Oh, how I love the falafel.

Let me count the ways… All right, there aren’t many ways, but I do love the falafel. The best falafel I ever had was in Austin, Texas. Ah, Austin, home of many vegan delights… Yes, it was silly – but we had driven from Minneapolis to Austin, and after Iowa it gets hard to find much to eat on the road besides meat. I needed a break, and it was so good. The little patties were crispy on the outside but tender, savory and flavorful on the inside.

Falafel made from scratch at home has always eluded me. But I’ve had to keep trying because the place by my house that has falafel on the menu serves up these mini falafel pucks that only serve to make me wish that I was in Texas. Or knew how to make it myself. It seemed that every time I tried the little beasts would explode or suffer from some sort of garbanzo bean plate tectonic syndrome. Soon there would be little fried bean bits floating and bursting into flames in hot oil, victims of the unfair and unstable universe on which they lived. And I didn’t have a clue why.

“It’s street food for crying out loud! It can’t be that freakin’ hard,” I’d cry to Marv who would just roll his eyes over my falafel incompetence. Then, while I was on a plane, I read a description of falafel that said it was a dough made from garbanzo beans and spices that’s fried in oil and served in pita bread with cucumber sauce and lettuce. A dough. Doh! All the recipes I had tried were basically bean patties with nothing holding them together.

Armed to the teeth with this new information – I had another go. And it worked beautifully. Yea! Falafel for me!


1 1/2 c dried garbanzo beans
1 onion, peeled and quartered
2 – 6 cloves of garlic, coarsely chopped
1/4 c fresh cilantro, oregano or basil, coarsely chopped
1 t baking powder
2 T sesame seeds
2 T cumin
1 – 2 T Old Bay seasoning
1 T cayenne
1/4 – 1 c whole wheat flour
salt and pepper to taste
oil for frying

Rinse the beans and remove all that look funky. Cover with water and soak for 15 – 20 hours, until tender. Drain the beans, and place them in a food processor along with the onions, garlic and cilantro. Pulse until the the bits are paste-like but still distinguishable. Transfer to a bowl and and stir in spices, baking powder and flour 1/4 c at a time until the mixture is dough (doh!) like and the mixture isn’t wet.

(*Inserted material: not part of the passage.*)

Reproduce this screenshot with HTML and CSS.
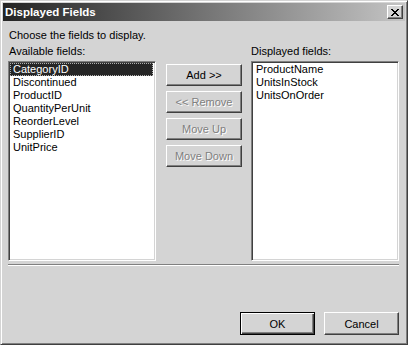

Heat about 1/2″ of oil in a pan. Meanwhile, roll dough into smallish balls and flatten them out. Set aside.

Once oil is heated to 350° or more, fry falafel patties about 5 minutes per side, or until nicely browned. Drain on paper towels and serve with something cucumbery (see sauce below and salad to come).

Tzatziki Sauce

1 8oz container light sour cream or Greek yogurt (if you can find it)
1 small cucumber, deseeded and and chopped into chunks
2 cloves garlic, peeled and chopped
1/4 lemon juice
1 T chopped fresh dill
1 T parsley, chopped fine
salt & pepper

Combine cucumber and garlic in food processor and pulse until coarse. Add in the rest of the ingredients and pulse until liquid. Serve with falafel or chicken or beef or whatever you like.


11 thoughts on “Oh, how I love the falafel.

  1. Pingback: braintoast dotcom » Asides » Fal-avorful Falafel

  2. Patricia – yes. yes, you do. Have fun!

    Jasmine – No, you don’t need to cook them. You can if you want but I just make them flat so that they cook in the fryer oil.

  3. Oh, how we love the falafel!
    And how nice it is to find a kindred spirit.

    I’ve yet to find a recipe that I love (truthfully, our misadventures in falafel making have actually been quite hilarious!).

    Will have to try this one on for size.

  4. Pingback: “Oh, how I love the falafel” « Cherbie::A few of my favorite things

  5. As the experiencer of several self-made falafel disasters, I’m definitely giving this recipe a try! And as Austin resident, I simply have to know where you got such good falafel here??

  6. oh I just discovered falfalels and I felt that I could eat them every day for every meal. I had no idea that you were supposed to add in flour though. Makes sense, You wouldn’t want the bean patties to fall apart in the oil.

  7. Jeremy – I’ve been wracking my brain since you wrote this but I have no idea where it was. Sorry. I know that we were down the road from the capital, but that’s it. Also, it was years ago.

    Amanda – Exactly. Don’t know why I never thought of it.

    js – Yes, the craving is bad. I’ve driven all over Minneapolis trying to find good falafel. No luck. Finally, I get control.